Чтобы этот ребенок даже знал медицинский термин… Шанда![42]
Шули смотрит на часы на дальней стене. Они — словно брелок на ожерелье из портретов, протянувшемся по стенам класса. Великие раввины, вставленные в рамы и размещенные на стенах, чтобы вдохновлять молодое поколение.
Шули наблюдает, как длинная стрелка перемахивает последний короткий отрезок пути. И тут звенит звонок, приглашая остальных ребят в класс и оповещая, что первый раунд их с Гавриэлем матча окончен.
— Мы можем поговорить еще раз? — спрашивает рав Шули. — Есть кое-что важное, и я хочу это с тобой обсудить.
— А что?
Шули считает, что в этот момент смех уместен, и смеется.
Прямота этого ребенка — бальзам на сердце.
— Давай начистоту, — еще раз говорит Шули. — Я хочу объяснить, что, хотя ты и твои друзья — вы все юные, а я старый… или вы все голенастые и проворные, а я постепенно толстею и все больше торможу, и уши у меня зарастают волосами… Хочу, чтоб ты знал: возможно, тебе кажется, что в этом классе я меньше всех на тебя похож, но кое в чем мы с тобой одинаковые.
— Потому что у нас нет отцов?
— Потому что у нас нет отцов. Да.
— Значит, об этом будем говорить?
— Нет. Это еще не всё.
— А с виду всё.
— И все-таки не всё, — говорит рав Шули.
Гавриэль встает, со скрежетом тащит стул к своей парте. Рав Шули, сам себе удивляясь, хватает мальчика за руку.
— Извини, — говорит рав Шули, выпустив руку. — Я… Я тут подумал… что скажешь? Что, если завтра я устрою двойную перемену?
Мотнув головой (на сей раз по собственной воле), Шули воздевает руку, отклоняя свое же первоначальное предложение.
— Нет, нет. Что, если тройную? Если я устрою дополнительную перемену, чтобы возместить ту, которую ты сегодня пропустил, и обычную завтрашнюю, и плюс еще третью, чтобы не украсть ни минуты твоего досуга, когда мы будем разговаривать. Как по-твоему, это будет справедливо?
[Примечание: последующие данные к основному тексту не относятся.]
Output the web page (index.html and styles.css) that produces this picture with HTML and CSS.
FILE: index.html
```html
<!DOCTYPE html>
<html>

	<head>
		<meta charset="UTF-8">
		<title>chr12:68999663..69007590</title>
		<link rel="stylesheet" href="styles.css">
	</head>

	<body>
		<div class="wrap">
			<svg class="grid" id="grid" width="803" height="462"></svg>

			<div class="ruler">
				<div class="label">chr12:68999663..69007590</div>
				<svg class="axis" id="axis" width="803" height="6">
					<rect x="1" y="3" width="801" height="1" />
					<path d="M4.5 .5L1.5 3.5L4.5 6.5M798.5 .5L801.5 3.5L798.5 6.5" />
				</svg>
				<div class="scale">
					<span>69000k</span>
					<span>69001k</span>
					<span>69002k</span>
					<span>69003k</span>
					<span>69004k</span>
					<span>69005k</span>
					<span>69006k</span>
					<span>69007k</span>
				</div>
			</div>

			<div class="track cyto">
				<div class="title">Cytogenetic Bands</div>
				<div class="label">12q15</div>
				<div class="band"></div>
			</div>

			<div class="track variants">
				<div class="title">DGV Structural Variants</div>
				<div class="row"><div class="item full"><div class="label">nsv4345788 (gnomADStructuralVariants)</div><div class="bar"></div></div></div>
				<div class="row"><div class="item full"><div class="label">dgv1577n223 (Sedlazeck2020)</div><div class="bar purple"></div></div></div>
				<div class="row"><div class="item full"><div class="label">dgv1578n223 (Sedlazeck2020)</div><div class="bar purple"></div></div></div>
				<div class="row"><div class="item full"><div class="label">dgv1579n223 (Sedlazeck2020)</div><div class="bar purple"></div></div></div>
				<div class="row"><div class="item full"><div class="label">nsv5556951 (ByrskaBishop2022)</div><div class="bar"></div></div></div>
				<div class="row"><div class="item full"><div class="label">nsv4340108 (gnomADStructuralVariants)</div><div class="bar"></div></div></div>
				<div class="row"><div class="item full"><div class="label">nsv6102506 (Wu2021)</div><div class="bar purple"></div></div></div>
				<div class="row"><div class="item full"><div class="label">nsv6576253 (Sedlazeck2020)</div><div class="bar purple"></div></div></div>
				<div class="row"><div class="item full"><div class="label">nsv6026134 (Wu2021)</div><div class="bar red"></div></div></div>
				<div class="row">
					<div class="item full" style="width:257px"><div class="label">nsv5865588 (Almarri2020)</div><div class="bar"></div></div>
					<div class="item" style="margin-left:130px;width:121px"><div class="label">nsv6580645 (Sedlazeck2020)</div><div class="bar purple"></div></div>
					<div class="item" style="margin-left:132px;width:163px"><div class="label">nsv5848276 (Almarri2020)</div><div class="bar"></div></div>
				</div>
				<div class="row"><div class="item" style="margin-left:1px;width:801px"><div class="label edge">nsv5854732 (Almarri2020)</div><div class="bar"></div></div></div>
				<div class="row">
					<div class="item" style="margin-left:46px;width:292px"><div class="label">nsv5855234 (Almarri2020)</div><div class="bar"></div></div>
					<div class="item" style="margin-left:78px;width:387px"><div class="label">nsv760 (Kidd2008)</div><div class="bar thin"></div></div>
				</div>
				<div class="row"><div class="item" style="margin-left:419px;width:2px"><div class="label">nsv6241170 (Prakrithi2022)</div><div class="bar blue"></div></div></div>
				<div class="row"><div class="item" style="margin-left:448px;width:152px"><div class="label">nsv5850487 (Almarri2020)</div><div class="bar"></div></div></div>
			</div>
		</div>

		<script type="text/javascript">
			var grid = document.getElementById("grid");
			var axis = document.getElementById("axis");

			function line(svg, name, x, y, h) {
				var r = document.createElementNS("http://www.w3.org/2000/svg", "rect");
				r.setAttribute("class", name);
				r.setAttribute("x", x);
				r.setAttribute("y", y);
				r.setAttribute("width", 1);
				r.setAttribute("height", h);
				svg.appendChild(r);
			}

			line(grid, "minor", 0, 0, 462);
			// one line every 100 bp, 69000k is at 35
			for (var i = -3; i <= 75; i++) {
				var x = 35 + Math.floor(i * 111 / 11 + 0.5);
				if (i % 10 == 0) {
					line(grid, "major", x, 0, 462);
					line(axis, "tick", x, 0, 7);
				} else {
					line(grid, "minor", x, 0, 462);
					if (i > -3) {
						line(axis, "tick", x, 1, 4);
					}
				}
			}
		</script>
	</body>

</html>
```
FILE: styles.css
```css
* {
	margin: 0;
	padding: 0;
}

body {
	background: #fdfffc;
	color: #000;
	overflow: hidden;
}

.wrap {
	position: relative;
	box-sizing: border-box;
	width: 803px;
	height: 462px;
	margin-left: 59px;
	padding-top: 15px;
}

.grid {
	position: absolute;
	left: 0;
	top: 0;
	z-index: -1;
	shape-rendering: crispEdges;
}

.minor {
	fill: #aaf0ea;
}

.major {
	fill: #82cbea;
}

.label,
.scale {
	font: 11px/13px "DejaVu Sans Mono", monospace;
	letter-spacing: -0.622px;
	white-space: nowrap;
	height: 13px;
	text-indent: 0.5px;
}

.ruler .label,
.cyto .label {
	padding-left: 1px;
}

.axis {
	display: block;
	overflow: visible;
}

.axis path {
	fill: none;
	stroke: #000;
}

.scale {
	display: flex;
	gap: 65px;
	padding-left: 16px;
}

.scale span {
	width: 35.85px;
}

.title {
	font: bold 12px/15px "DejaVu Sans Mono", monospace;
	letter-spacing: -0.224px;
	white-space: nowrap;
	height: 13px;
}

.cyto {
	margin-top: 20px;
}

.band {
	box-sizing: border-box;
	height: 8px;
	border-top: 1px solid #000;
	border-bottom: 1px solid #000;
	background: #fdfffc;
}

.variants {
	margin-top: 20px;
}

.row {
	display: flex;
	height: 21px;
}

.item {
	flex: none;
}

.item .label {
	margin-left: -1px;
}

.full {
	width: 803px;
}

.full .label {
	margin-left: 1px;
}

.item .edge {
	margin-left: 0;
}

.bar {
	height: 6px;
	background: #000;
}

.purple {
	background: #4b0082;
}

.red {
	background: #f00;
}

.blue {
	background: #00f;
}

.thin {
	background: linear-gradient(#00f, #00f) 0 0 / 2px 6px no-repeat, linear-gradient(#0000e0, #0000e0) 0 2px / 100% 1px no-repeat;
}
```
— Наверно, — говорит мальчик, поняв все с полуслова. — Хорошо.
И тут в дверь вваливаются остальные.
VIII
В этот день Шули проводит уроки через силу — не может сосредоточиться. Вечером, при детях, не упоминает о произошедшем. Укладывая их спать, держится как обычно, вот только просит, чтобы дети еще разок поцеловали и обняли его. Да и какой отец не попросит об этом, когда к нему привязалась мысль, что он может умереть безвременно?
Шули лежит на кровати, держа перед собой книгу, дожидаясь Мири. Она выходит из ванной в длинной ночной рубашке. Шули кажется, что, приближаясь, она плывет по воздуху.
Он уже раскрывает рот, чтобы заговорить, но снова призадумывается. Что нового он может сообщить? Что-то про своего ученика? Историю, оборванную на полуслове? Разговор, который, не успев начаться, был прерван звонком на урок?
Если тащить в их с женой спальню все огорчения и разочарования каждого школьника, если приносить домой все беды, как кошка в зубах — птичку, что ж это за подарок Шули каждый вечер будет класть к ногам Мири? Смогут ли они жить спокойно?
Он говорит себе, что ничего страшного не случилось. Не стряслось ничего такого, чем следует поделиться, лежа бок о бок с Мири.
Смотрит в потолок, пытается думать про завтрашнее утро с надеждой, предвкушать, как поговорит с Гавриэлем про его решения и поступки. Так Шули лежит, натужно стараясь приободриться, пока Мири не просит выключить свет.
— Я думаю, — говорит он ей.
— А я устала, — говорит она. — Думай в темноте.
— Я смотрю на потолок. Меня это успокаивает.
— Смотри на него в темноте. Разницы никакой. Нет там, на потолке, ничего.
Рав Шули хватает свою подушку и уходит в крохотную гостиную, чтобы смотреть на другой кусок потолка и брать с полок все книги, где могут отыскаться мудрые разъяснения.
Спустя несколько часов Шули слышит скрип половиц, а потом видит на лестнице босые ноги Мири. Спустившись на полпролета, она останавливается, перегибается через перила и обращается к нему сверху.
— Тебе надо поспать, Шули, — говорит она. — Завтра после школы у тебя свадьба Вайдеров. Усталый раввин не проведет красивую церемонию.
Шули готов взвыть от одного упоминания об этом обязательстве.